### SUPPLIED MATERIAL
***
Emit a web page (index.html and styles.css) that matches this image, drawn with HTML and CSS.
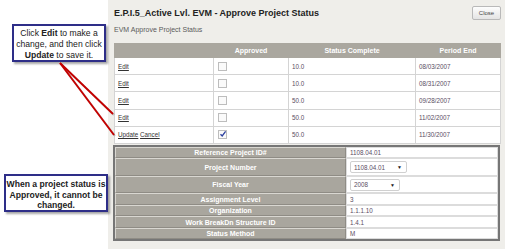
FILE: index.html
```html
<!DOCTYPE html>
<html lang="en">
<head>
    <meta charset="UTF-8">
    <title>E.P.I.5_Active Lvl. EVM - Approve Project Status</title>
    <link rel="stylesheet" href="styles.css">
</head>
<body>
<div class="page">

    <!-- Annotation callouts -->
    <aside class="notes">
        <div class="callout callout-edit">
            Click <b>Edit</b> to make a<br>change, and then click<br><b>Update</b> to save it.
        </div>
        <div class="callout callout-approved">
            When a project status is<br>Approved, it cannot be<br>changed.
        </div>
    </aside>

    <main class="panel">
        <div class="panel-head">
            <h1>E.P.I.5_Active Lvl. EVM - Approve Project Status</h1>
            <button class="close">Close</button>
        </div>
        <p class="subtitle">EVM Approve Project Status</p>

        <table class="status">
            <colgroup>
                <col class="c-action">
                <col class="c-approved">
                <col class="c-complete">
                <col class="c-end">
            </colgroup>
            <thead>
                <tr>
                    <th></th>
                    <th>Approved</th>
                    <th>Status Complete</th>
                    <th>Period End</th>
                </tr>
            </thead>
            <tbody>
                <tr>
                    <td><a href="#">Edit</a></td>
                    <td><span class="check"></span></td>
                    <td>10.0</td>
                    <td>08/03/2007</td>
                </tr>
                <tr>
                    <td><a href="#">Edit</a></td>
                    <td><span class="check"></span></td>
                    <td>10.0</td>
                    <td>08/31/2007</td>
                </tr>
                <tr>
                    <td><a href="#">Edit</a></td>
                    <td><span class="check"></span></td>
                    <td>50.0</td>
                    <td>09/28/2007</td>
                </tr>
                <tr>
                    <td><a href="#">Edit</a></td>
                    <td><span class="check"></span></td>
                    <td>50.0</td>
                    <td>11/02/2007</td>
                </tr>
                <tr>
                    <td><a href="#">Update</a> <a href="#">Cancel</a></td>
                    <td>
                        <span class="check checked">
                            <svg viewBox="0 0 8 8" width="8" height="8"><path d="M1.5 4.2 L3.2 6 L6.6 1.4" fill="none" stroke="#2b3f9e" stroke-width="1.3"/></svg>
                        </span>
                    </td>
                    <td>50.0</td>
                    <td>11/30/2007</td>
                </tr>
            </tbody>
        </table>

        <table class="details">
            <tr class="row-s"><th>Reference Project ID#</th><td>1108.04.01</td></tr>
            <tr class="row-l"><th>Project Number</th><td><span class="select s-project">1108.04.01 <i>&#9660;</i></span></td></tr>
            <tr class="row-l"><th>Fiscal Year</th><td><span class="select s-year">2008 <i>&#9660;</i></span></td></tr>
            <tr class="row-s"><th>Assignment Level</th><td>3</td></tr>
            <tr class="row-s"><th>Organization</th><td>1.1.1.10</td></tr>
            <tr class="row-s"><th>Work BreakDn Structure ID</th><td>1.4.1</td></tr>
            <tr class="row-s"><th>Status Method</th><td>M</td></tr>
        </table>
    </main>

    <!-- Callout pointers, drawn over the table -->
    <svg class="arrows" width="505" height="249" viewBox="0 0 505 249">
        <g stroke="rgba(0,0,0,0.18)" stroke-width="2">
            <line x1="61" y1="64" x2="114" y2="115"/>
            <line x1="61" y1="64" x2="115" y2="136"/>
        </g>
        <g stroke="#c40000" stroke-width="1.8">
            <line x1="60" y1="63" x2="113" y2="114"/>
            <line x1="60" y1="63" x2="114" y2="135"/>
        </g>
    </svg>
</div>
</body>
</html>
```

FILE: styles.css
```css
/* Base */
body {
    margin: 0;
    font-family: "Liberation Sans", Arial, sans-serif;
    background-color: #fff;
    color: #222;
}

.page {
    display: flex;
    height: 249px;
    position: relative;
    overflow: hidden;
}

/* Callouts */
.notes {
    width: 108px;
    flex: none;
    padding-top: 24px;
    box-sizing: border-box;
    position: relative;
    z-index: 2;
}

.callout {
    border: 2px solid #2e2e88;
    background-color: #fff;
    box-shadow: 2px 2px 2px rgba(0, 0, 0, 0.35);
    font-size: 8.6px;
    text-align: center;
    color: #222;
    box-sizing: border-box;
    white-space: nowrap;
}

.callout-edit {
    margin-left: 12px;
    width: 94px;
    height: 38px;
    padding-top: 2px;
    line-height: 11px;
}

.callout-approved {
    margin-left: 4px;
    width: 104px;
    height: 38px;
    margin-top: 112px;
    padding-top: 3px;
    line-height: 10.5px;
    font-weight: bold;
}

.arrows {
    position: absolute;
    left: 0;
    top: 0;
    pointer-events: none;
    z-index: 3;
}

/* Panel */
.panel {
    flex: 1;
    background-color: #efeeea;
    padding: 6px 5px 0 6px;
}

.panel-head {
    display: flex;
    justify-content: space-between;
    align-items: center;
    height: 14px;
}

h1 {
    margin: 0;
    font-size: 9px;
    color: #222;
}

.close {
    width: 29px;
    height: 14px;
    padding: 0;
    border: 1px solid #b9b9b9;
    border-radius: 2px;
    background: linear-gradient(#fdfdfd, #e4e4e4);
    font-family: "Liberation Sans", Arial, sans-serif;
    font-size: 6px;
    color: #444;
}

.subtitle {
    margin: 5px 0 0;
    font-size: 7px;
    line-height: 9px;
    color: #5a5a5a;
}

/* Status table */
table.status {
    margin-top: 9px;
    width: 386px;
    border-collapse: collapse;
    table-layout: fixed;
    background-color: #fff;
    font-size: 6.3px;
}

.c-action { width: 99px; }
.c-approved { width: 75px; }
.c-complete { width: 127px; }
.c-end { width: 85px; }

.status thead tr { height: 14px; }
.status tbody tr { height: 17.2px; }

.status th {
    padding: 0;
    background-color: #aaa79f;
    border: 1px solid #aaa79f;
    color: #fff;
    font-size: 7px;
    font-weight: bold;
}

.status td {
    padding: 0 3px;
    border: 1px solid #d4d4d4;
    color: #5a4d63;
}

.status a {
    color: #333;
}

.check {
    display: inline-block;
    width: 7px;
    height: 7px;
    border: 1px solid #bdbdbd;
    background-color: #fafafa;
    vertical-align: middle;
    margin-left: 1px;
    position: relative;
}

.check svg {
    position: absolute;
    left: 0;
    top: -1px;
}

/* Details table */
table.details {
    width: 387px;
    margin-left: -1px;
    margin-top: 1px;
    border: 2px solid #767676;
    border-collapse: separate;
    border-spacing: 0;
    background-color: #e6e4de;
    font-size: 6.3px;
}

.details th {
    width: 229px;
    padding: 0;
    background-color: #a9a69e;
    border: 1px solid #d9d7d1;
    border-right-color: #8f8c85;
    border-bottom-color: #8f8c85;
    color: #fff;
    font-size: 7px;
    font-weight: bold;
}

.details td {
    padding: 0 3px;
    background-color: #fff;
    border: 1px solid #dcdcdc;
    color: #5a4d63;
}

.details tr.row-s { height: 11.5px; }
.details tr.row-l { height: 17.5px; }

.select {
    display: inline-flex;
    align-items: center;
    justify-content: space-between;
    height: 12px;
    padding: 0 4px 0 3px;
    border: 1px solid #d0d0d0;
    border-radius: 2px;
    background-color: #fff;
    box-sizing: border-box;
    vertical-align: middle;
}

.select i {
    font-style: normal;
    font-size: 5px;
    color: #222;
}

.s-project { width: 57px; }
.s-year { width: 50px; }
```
***
### YOUR TASK
Write out the listing word for word, omitting the pictures it holds.

### ANSWER TO THE TASK
Emit a web page (index.html and styles.css) that matches this image, drawn with HTML and CSS.
FILE: index.html
```html
<!DOCTYPE html>
<html lang="en">
<head>
    <meta charset="UTF-8">
    <title>E.P.I.5_Active Lvl. EVM - Approve Project Status</title>
    <link rel="stylesheet" href="styles.css">
</head>
<body>
<div class="page">

    <!-- Annotation callouts -->
    <aside class="notes">
        <div class="callout callout-edit">
            Click <b>Edit</b> to make a<br>change, and then click<br><b>Update</b> to save it.
        </div>
        <div class="callout callout-approved">
            When a project status is<br>Approved, it cannot be<br>changed.
        </div>
    </aside>

    <main class="panel">
        <div class="panel-head">
            <h1>E.P.I.5_Active Lvl. EVM - Approve Project Status</h1>
            <button class="close">Close</button>
        </div>
        <p class="subtitle">EVM Approve Project Status</p>

        <table class="status">
            <colgroup>
                <col class="c-action">
                <col class="c-approved">
                <col class="c-complete">
                <col class="c-end">
            </colgroup>
            <thead>
                <tr>
                    <th></th>
                    <th>Approved</th>
                    <th>Status Complete</th>
                    <th>Period End</th>
                </tr>
            </thead>
            <tbody>
                <tr>
                    <td><a href="#">Edit</a></td>
                    <td><span class="check"></span></td>
                    <td>10.0</td>
                    <td>08/03/2007</td>
                </tr>
                <tr>
                    <td><a href="#">Edit</a></td>
                    <td><span class="check"></span></td>
                    <td>10.0</td>
                    <td>08/31/2007</td>
                </tr>
                <tr>
                    <td><a href="#">Edit</a></td>
                    <td><span class="check"></span></td>
                    <td>50.0</td>
                    <td>09/28/2007</td>
                </tr>
                <tr>
                    <td><a href="#">Edit</a></td>
                    <td><span class="check"></span></td>
                    <td>50.0</td>
                    <td>11/02/2007</td>
                </tr>
                <tr>
                    <td><a href="#">Update</a> <a href="#">Cancel</a></td>
                    <td>
                        <span class="check checked">
                            <svg viewBox="0 0 8 8" width="8" height="8"><path d="M1.5 4.2 L3.2 6 L6.6 1.4" fill="none" stroke="#2b3f9e" stroke-width="1.3"/></svg>
                        </span>
                    </td>
                    <td>50.0</td>
                    <td>11/30/2007</td>
                </tr>
            </tbody>
        </table>

        <table class="details">
            <tr class="row-s"><th>Reference Project ID#</th><td>1108.04.01</td></tr>
            <tr class="row-l"><th>Project Number</th><td><span class="select s-project">1108.04.01 <i>&#9660;</i></span></td></tr>
            <tr class="row-l"><th>Fiscal Year</th><td><span class="select s-year">2008 <i>&#9660;</i></span></td></tr>
            <tr class="row-s"><th>Assignment Level</th><td>3</td></tr>
            <tr class="row-s"><th>Organization</th><td>1.1.1.10</td></tr>
            <tr class="row-s"><th>Work BreakDn Structure ID</th><td>1.4.1</td></tr>
            <tr class="row-s"><th>Status Method</th><td>M</td></tr>
        </table>
    </main>

    <!-- Callout pointers, drawn over the table -->
    <svg class="arrows" width="505" height="249" viewBox="0 0 505 249">
        <g stroke="rgba(0,0,0,0.18)" stroke-width="2">
            <line x1="61" y1="64" x2="114" y2="115"/>
            <line x1="61" y1="64" x2="115" y2="136"/>
        </g>
        <g stroke="#c40000" stroke-width="1.8">
            <line x1="60" y1="63" x2="113" y2="114"/>
            <line x1="60" y1="63" x2="114" y2="135"/>
        </g>
    </svg>
</div>
</body>
</html>
```

FILE: styles.css
```css
/* Base */
body {
    margin: 0;
    font-family: "Liberation Sans", Arial, sans-serif;
    background-color: #fff;
    color: #222;
}

.page {
    display: flex;
    height: 249px;
    position: relative;
    overflow: hidden;
}

/* Callouts */
.notes {
    width: 108px;
    flex: none;
    padding-top: 24px;
    box-sizing: border-box;
    position: relative;
    z-index: 2;
}

.callout {
    border: 2px solid #2e2e88;
    background-color: #fff;
    box-shadow: 2px 2px 2px rgba(0, 0, 0, 0.35);
    font-size: 8.6px;
    text-align: center;
    color: #222;
    box-sizing: border-box;
    white-space: nowrap;
}

.callout-edit {
    margin-left: 12px;
    width: 94px;
    height: 38px;
    padding-top: 2px;
    line-height: 11px;
}

.callout-approved {
    margin-left: 4px;
    width: 104px;
    height: 38px;
    margin-top: 112px;
    padding-top: 3px;
    line-height: 10.5px;
    font-weight: bold;
}

.arrows {
    position: absolute;
    left: 0;
    top: 0;
    pointer-events: none;
    z-index: 3;
}

/* Panel */
.panel {
    flex: 1;
    background-color: #efeeea;
    padding: 6px 5px 0 6px;
}

.panel-head {
    display: flex;
    justify-content: space-between;
    align-items: center;
    height: 14px;
}

h1 {
    margin: 0;
    font-size: 9px;
    color: #222;
}

.close {
    width: 29px;
    height: 14px;
    padding: 0;
    border: 1px solid #b9b9b9;
    border-radius: 2px;
    background: linear-gradient(#fdfdfd, #e4e4e4);
    font-family: "Liberation Sans", Arial, sans-serif;
    font-size: 6px;
    color: #444;
}

.subtitle {
    margin: 5px 0 0;
    font-size: 7px;
    line-height: 9px;
    color: #5a5a5a;
}

/* Status table */
table.status {
    margin-top: 9px;
    width: 386px;
    border-collapse: collapse;
    table-layout: fixed;
    background-color: #fff;
    font-size: 6.3px;
}

.c-action { width: 99px; }
.c-approved { width: 75px; }
.c-complete { width: 127px; }
.c-end { width: 85px; }

.status thead tr { height: 14px; }
.status tbody tr { height: 17.2px; }

.status th {
    padding: 0;
    background-color: #aaa79f;
    border: 1px solid #aaa79f;
    color: #fff;
    font-size: 7px;
    font-weight: bold;
}

.status td {
    padding: 0 3px;
    border: 1px solid #d4d4d4;
    color: #5a4d63;
}

.status a {
    color: #333;
}

.check {
    display: inline-block;
    width: 7px;
    height: 7px;
    border: 1px solid #bdbdbd;
    background-color: #fafafa;
    vertical-align: middle;
    margin-left: 1px;
    position: relative;
}

.check svg {
    position: absolute;
    left: 0;
    top: -1px;
}

/* Details table */
table.details {
    width: 387px;
    margin-left: -1px;
    margin-top: 1px;
    border: 2px solid #767676;
    border-collapse: separate;
    border-spacing: 0;
    background-color: #e6e4de;
    font-size: 6.3px;
}

.details th {
    width: 229px;
    padding: 0;
    background-color: #a9a69e;
    border: 1px solid #d9d7d1;
    border-right-color: #8f8c85;
    border-bottom-color: #8f8c85;
    color: #fff;
    font-size: 7px;
    font-weight: bold;
}

.details td {
    padding: 0 3px;
    background-color: #fff;
    border: 1px solid #dcdcdc;
    color: #5a4d63;
}

.details tr.row-s { height: 11.5px; }
.details tr.row-l { height: 17.5px; }

.select {
    display: inline-flex;
    align-items: center;
    justify-content: space-between;
    height: 12px;
    padding: 0 4px 0 3px;
    border: 1px solid #d0d0d0;
    border-radius: 2px;
    background-color: #fff;
    box-sizing: border-box;
    vertical-align: middle;
}

.select i {
    font-style: normal;
    font-size: 5px;
    color: #222;
}

.s-project { width: 57px; }
.s-year { width: 50px; }
```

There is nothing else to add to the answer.